- Task prompt -
Write out the listing from the line with "Reproduce this screenshot" to the line with "FaCircleInfo, FaTags, FaPhone", both lines included, exactly and nothing beyond. Leave pictures out.
:: Data supplied ::
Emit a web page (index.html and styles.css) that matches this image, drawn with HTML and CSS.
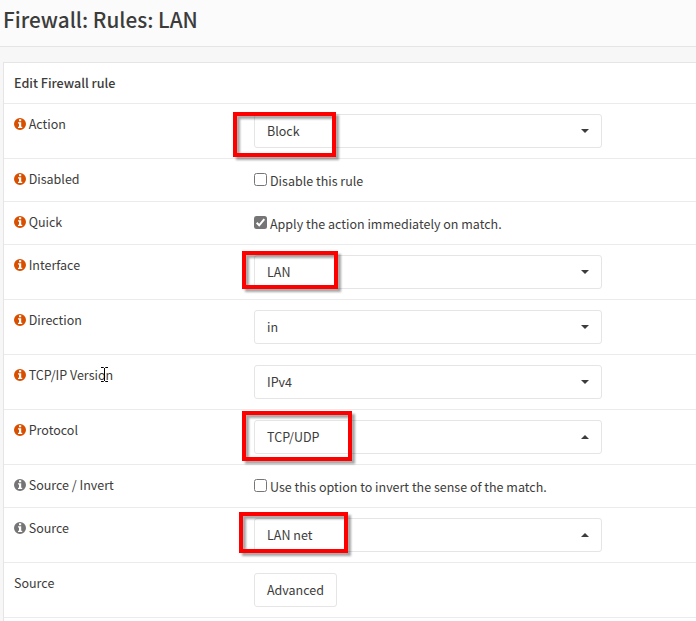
FILE: index.html
```html
<!DOCTYPE html>
<html lang="en">
<head>
<meta charset="utf-8">
<title>Firewall: Rules: LAN</title>
<link rel="stylesheet" href="styles.css">
</head>
<body>
<svg class="defs" width="0" height="0">
  <symbol id="info" viewBox="0 0 12 12"><path fill-rule="evenodd" d="M6 0a6 6 0 1 1 0 12A6 6 0 0 1 6 0zM5 1.3V3.2h2.2V1.3zM4 4.2v1.3h1V8.8H4V10h4.2V8.8h-1V4.2z"/></symbol>
</svg>
<header class="page-head"><h1>Firewall: Rules: LAN</h1></header>
<main class="panel">
  <div class="row head"><strong>Edit Firewall rule</strong></div>
  <div class="row"><div class="label"><svg class="info"><use href="#info"/></svg>Action</div><div class="select"><span>Block</span><i class="caret"></i></div></div>
  <div class="row short"><div class="label"><svg class="info"><use href="#info"/></svg>Disabled</div><label class="check"><span class="box"></span><span>Disable this rule</span></label></div>
  <div class="row short"><div class="label"><svg class="info"><use href="#info"/></svg>Quick</div><label class="check"><span class="box checked"><svg viewBox="0 0 13 13"><path d="M2.7 6.8 5.2 9.3 10.3 3.2"/></svg></span><span>Apply the action immediately on match.</span></label></div>
  <div class="row"><div class="label"><svg class="info"><use href="#info"/></svg>Interface</div><div class="select"><span>LAN</span><i class="caret"></i></div></div>
  <div class="row"><div class="label"><svg class="info"><use href="#info"/></svg>Direction</div><div class="select"><span>in</span><i class="caret"></i></div></div>
  <div class="row"><div class="label"><svg class="info"><use href="#info"/></svg>TCP/IP Version</div><div class="select"><span>IPv4</span><i class="caret"></i></div></div>
  <div class="row"><div class="label"><svg class="info"><use href="#info"/></svg>Protocol</div><div class="select"><span>TCP/UDP</span><i class="caret up"></i></div></div>
  <div class="row short"><div class="label"><svg class="info muted"><use href="#info"/></svg>Source / Invert</div><label class="check"><span class="box"></span><span>Use this option to invert the sense of the match.</span></label></div>
  <div class="row"><div class="label"><svg class="info muted"><use href="#info"/></svg>Source</div><div class="select"><span>LAN net</span><i class="caret up"></i></div></div>
  <div class="row"><div class="label">Source</div><button class="btn">Advanced</button></div>
</main>
<div class="mark mark-action"></div>
<div class="mark mark-interface"></div>
<div class="mark mark-protocol"></div>
<div class="mark mark-source"></div>
<svg class="cursor" viewBox="0 0 9 17"><path d="M1 1.5h2.5l1 1 1-1H8M4.5 2v13M1 15.5h2.5l1-1 1 1H8"/></svg>
</body>
</html>
```
FILE: styles.css
```css
* { box-sizing: border-box; }
body {
  margin: 0;
  height: 621px;
  overflow: hidden;
  position: relative;
  background: #f7f7f7;
  color: #3c3c3b;
  font: 12.5px/20px "Noto Sans CJK SC", "Noto Sans", sans-serif;
}
.defs { position: absolute; }
.page-head {
  height: 47px;
  padding: 7px 0 0 3px;
  background: #fbfbfb;
  border-bottom: 1px solid #e5e5e5;
}
h1 { margin: 0; font-size: 20.75px; line-height: 24px; font-weight: 500; }
.panel {
  margin: 15px 0 0 3px;
  height: 570px;
  background: #fff;
  border: solid #e5e5e5;
  border-width: 1px 0 0 1px;
}
.row {
  display: grid;
  grid-template-columns: 240px 348px;
  align-items: start;
  height: 55px;
  padding: 10px 0 0 10px;
  border-bottom: 1px solid #ebebeb;
}
.head { height: 41px; }
.head strong { font-weight: 500; font-size: 12.6px; }
.short { height: 43px; }
.label { display: flex; align-items: center; white-space: nowrap; }
.info { width: 12px; height: 12px; margin-right: 2.7px; fill: #d94f00; }
.info.muted { fill: #757575; }
.select, .btn {
  height: 34px;
  border: 1px solid #e5e5e5;
  border-radius: 3px;
  background: #fff;
}
.select {
  display: flex;
  align-items: center;
  justify-content: space-between;
  padding: 0 12px;
}
.caret {
  border: 4px solid transparent;
  border-top-color: #3c3c3b;
  border-bottom: 0;
}
.caret.up { border-top: 0; border-bottom: 4px solid #3c3c3b; }
.btn {
  justify-self: start;
  width: 83px;
  padding: 0;
  color: inherit;
  font: inherit;
}
.check { display: flex; padding-top: 2px; white-space: nowrap; }
.box {
  width: 13px;
  height: 13px;
  margin: 2px 3px 0 0;
  border: 1px solid #767676;
  border-radius: 2.5px;
  background: #fff;
}
.checked { border: 0; background: #757575; }
.checked svg { display: block; fill: none; stroke: #fff; stroke-width: 2; }
.mark {
  position: absolute;
  border: 4px solid #f00;
  filter: drop-shadow(3px 3px 1px rgba(0, 0, 0, .35));
}
.mark-action { left: 233px; top: 112px; width: 103px; height: 45px; }
.mark-interface { left: 242px; top: 251px; width: 96px; height: 38px; }
.mark-protocol { left: 242px; top: 411px; width: 110px; height: 50px; }
.mark-source { left: 239px; top: 512px; width: 109px; height: 41px; }
.cursor {
  position: absolute;
  left: 100px;
  top: 366px;
  width: 9px;
  height: 17px;
  fill: none;
  stroke: #000;
}
```
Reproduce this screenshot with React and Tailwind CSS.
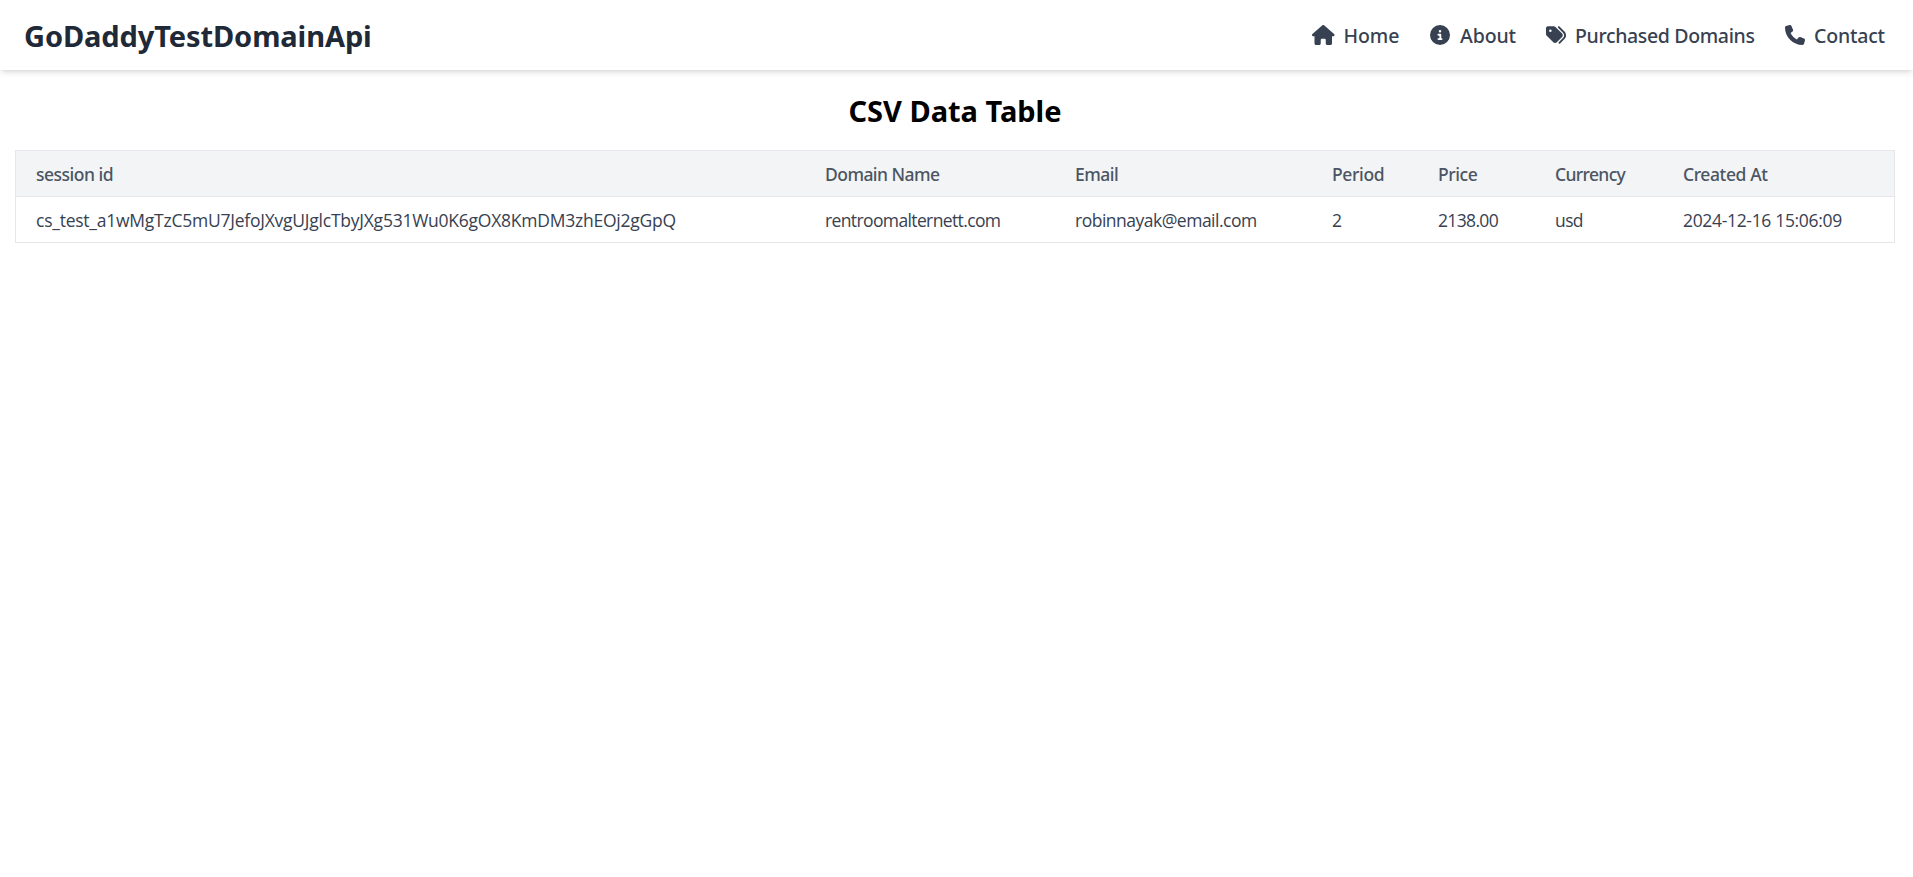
import { FaCircleInfo, FaTags, FaPhone } from "react-icons/fa6";

function House({ className }) {
  return (
    <svg className={className} viewBox="0 0 576 512" fill="currentColor" aria-hidden="true">
      <path d="M575.8 255.5c0 18-15 32.1-32 32.1h-32l.7 160.2c0 2.7-.2 5.4-.5 8.1V472c0 22.1-17.9 40-40 40H456c-1.1 0-2.2 0-3.3-.1c-1.4 .1-2.8 .1-4.2 .1H416 392c-22.1 0-40-17.9-40-40V448 384c0-17.7-14.3-32-32-32H256c-17.7 0-32 14.3-32 32v64 24c0 22.1-17.9 40-40 40H160 128.1c-1.5 0-3-.1-4.5-.2c-1.2 .1-2.4 .2-3.6 .2H104c-22.1 0-40-17.9-40-40V360c0-.9 0-1.9 .1-2.8V287.6H32c-18 0-32-14-32-32.1c0-9 3-17 10-24L266.4 8c7-7 15-8 22-8s15 2 21 7L564.8 231.5c8 7 12 15 11 24z" />
    </svg>
  );
}

const links = [
  { label: "Home", Icon: House, size: "h-5 w-[22.5px]", box: "w-[118px]", gap: "gap-[9px]", spacing: "tracking-[-0.1px]" },
  { label: "About", Icon: FaCircleInfo, size: "size-5", box: "w-[116px]", gap: "gap-[10px]", spacing: "tracking-[-0.1px]" },
  { label: "Purchased Domains", Icon: FaTags, size: "size-5", box: "w-[239px]", gap: "gap-[9px]", spacing: "tracking-[-0.35px]" },
  { label: "Contact", Icon: FaPhone, size: "size-5", box: "w-[102px]", gap: "gap-[9px]", spacing: "tracking-[-0.2px]" },
];

const columns = [
  { title: "session id", width: "w-[789px]", head: "tracking-[-0.5px]", value: "cs_test_a1wMgTzC5mU7JefoJXvgUJglcTbyJXg531Wu0K6gOX8KmDM3zhEOj2gGpQ", cell: "tracking-[-0.24px]" },
  { title: "Domain Name", width: "w-[250px]", head: "tracking-[-0.55px]", value: "rentroomalternett.com", cell: "tracking-[-0.62px]" },
  { title: "Email", width: "w-[257px]", head: "tracking-[-0.5px]", value: "robinnayak@email.com", cell: "tracking-[-0.5px]" },
  { title: "Period", width: "w-[106px]", head: "tracking-[-0.35px]", value: "2", cell: "" },
  { title: "Price", width: "w-[117px]", head: "tracking-[-0.4px]", value: "2138.00", cell: "tracking-[-0.65px]" },
  { title: "Currency", width: "w-[128px]", head: "tracking-[-0.65px]", value: "usd", cell: "tracking-[-0.6px]" },
  { title: "Created At", width: "w-[231px]", head: "tracking-[-0.4px]", value: "2024-12-16 15:06:09", cell: "tracking-[-0.33px]" },
];

function Navbar() {
  return (
    <header className="flex h-[70px] items-center justify-between bg-white pl-6 pr-[26px] shadow-[0_4px_6px_-1px_rgba(0,0,0,0.1),0_2px_4px_-2px_rgba(0,0,0,0.1)]">
      <div className="pt-[2px] text-[29px] leading-9 font-bold tracking-[-0.1px] text-[#1f2937]">GoDaddyTestDomainApi</div>
      <nav className="flex text-[#374151]">
        {links.map(({ label, Icon, size, box, gap, spacing }) => (
          <a key={label} href="#" className={`flex items-center ${box} ${gap}`}>
            <Icon className={`shrink-0 ${size}`} />
            <span className={`pt-[2px] text-[19.5px] leading-7 font-medium whitespace-nowrap ${spacing}`}>{label}</span>
          </a>
        ))}
      </nav>
    </header>
  );
}

export default function App() {
  return (
    <div className="min-h-screen bg-white font-['Noto_Sans',sans-serif]">
      <Navbar />
      <main className="pt-[23px] pr-[18px] pl-[15px]">
        <h1 className="mb-[21px] text-center text-[29px] leading-9 font-bold text-black">CSV Data Table</h1>
        <table className="w-[1880px] table-fixed border-separate border-spacing-0 border border-[#e5e7eb] text-left text-[17.5px] leading-7">
          <thead>
            <tr className="bg-[#f3f4f6] text-[#4b5563]">
              {columns.map((c) => (
                <th key={c.title} className={`h-[46px] border-b border-[#e5e7eb] pl-5 font-medium whitespace-nowrap ${c.width} ${c.head}`}>{c.title}</th>
              ))}
            </tr>
          </thead>
          <tbody>
            <tr className="font-['Open_Sans','Noto_Sans',sans-serif] text-[#374151]">
              {columns.map((c) => (
                <td key={c.title} className={`h-[45px] pl-5 whitespace-nowrap ${c.cell}`}>{c.value}</td>
              ))}
            </tr>
          </tbody>
        </table>
      </main>
    </div>
  );
}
:::
- Expected answer -
Reproduce this screenshot with React and Tailwind CSS.
import { FaCircleInfo, FaTags, FaPhone } from "react-icons/fa6";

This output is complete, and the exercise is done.